If it seemed as if the Komets got hit by a tidal wave, maybe it’s because they endured what general manager David Franke called a perfect storm – one that caused one of the most disappointing seasons in the franchise’s 61 seasons of hockey.
The Komets entered this season with four championships in five years – 2008, 2009 and 2010 in the IHL and 2012 in the CHL – but those were in smaller leagues without strong ties to the higher-level NHL and American Hockey League.
In the 23-team ECHL, the Komets came up with a mantra – Double-A hockey is Double-A hockey – but they wound up missing the playoffs for the first time since 2002 and finishing 33-35-4, below .500 for the first time since 1997.
Asked what created his perfect storm, Franke listed the following:
In moving from the CHL, the Komets weren’t able to protect any players or take over the roster of a previous ECHL team. That enabled Reading to sign defenseman Bryant Molle. And they didn’t have an expansion draft; the roster was built from scratch.
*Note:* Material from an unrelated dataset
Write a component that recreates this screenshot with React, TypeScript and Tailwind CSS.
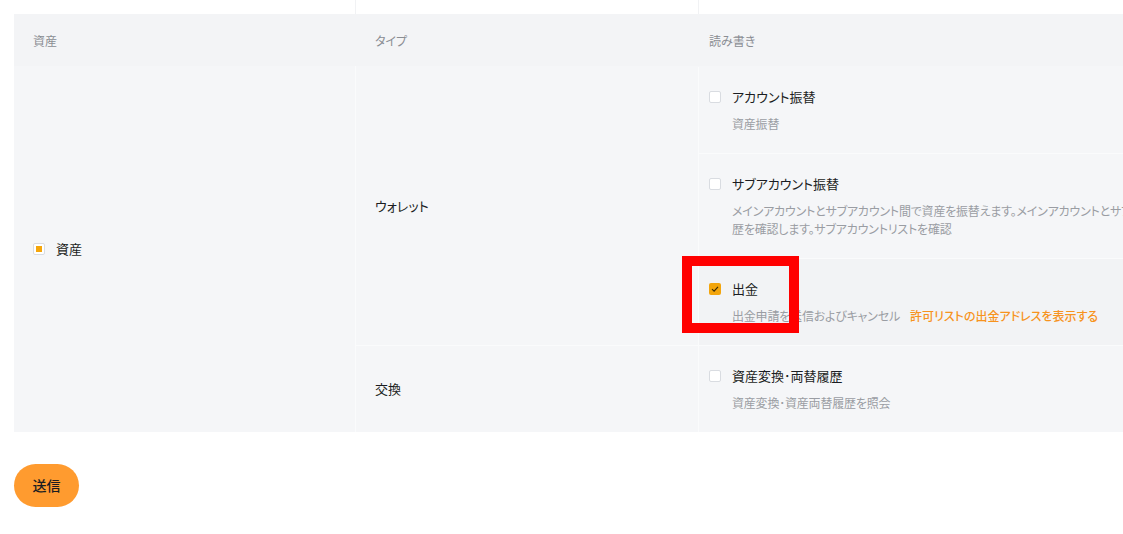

The complexities of an affiliation – with the Anaheim Ducks – were something the Komets hadn’t had to deal with since the 1990s. It’s taken us awhile to figure out the involvement of the NHL again, Franke said.
The NHL lockout, which lasted longer than most expected, changed the complexion of the ECHL. The talent in this league and the remaining talent that stays in this league, it’s made it far superior to what it would have been, Franke said, and I fully expect it will be back to normal next season.
The Komets lost top-line forward Chris Auger for the season in game No. 4. Captain Colin Chaulk was limited to 28 games because of injuries and illness, which could end his playing career.
Still, in January, the Komets were vying for the top spot in the conference – until teams they aren’t affiliated with, Bridgeport and Lake Erie of the AHL, called up Kenny Reiter, arguably the ECHL’s best goalie, and all-star defenseman Daniel Maggio.
That’s a lot to have to deal with in one season, but I think there were some bright spots with certain players and we were a very good road team, Franke said. But at home we were terrible, and we need to make sure we control our home ice.
The home record of 16-20-0 – while the Komets averaged a league-best 7,583 fans per game – was the worst part, because it negated the strong road record and disappointed the fans.
When you let yourself down and let the fans down all season, you want to end with a good feeling, and at least we accomplished that, said alternate captain Lincoln Kaleigh Schrock, referring to the a 4-2 victory over Kalamazoo on Saturday.
It shouldn’t be hard. You are still playing a game that you love, and just because you are out of the playoffs doesn’t mean you shouldn’t go out there and earn your paycheck.
The Komets said they will focus on offense in the offseason, after scoring 2.85 goals per game, 16th most in the league.
They were led by team MVP Brandon Marino (20 goals, 74 points), Brett Smith (13 goals, 45 points) and Thomas Beauregard (24 goals, 34 points), who was brought in to replace Auger.
The defense ranked 17th, allowing 3.42 goals per game. The power play was last (13 percent) and the penalty kill 20th (80.1 percent).
Uncharacteristically of this team, we were horrible on special teams. That’s from the system we used, to the players involved on the penalty kill, to something people don’t look at often – faceoffs – and we hardly ever got them this year, said Franke, who will evaluate the future of coach Al Sims as well as the players.
The goaltending was a positive. Reiter was 14-7-1 with a 2.72 goals-against average and a .916 save percentage before his call-up. Charlie Effinger was 10-13-2 with a 3.55 GAA and a .890 save percentage. Jeff Deslauriers was 5-8-1 with a 3.35 GAA and a .900 save percentage. And Marco Cousineau was 3-7-0 with a 3.55 GAA and a .886 save percentage.
But an inexperienced defense hung them out to dry, and there wasn’t enough offensive support.
It’s funny, when guys grow confidence in the goalies behind us, they start turning it over and kind of thinking, Eh, the goalies will take care of it.’ That’s happened too many times to us, forward Jean-Michel Rizk said.
These guys can’t stop them all. At some point, the law of averages will catch up, and you need too make sure you’re not putting your goalies in those situations.
If this season was a perfect storm, now begins the cleanup.
There are no guarantees in anything, especially life, Franke said. But we recognize the problems we had.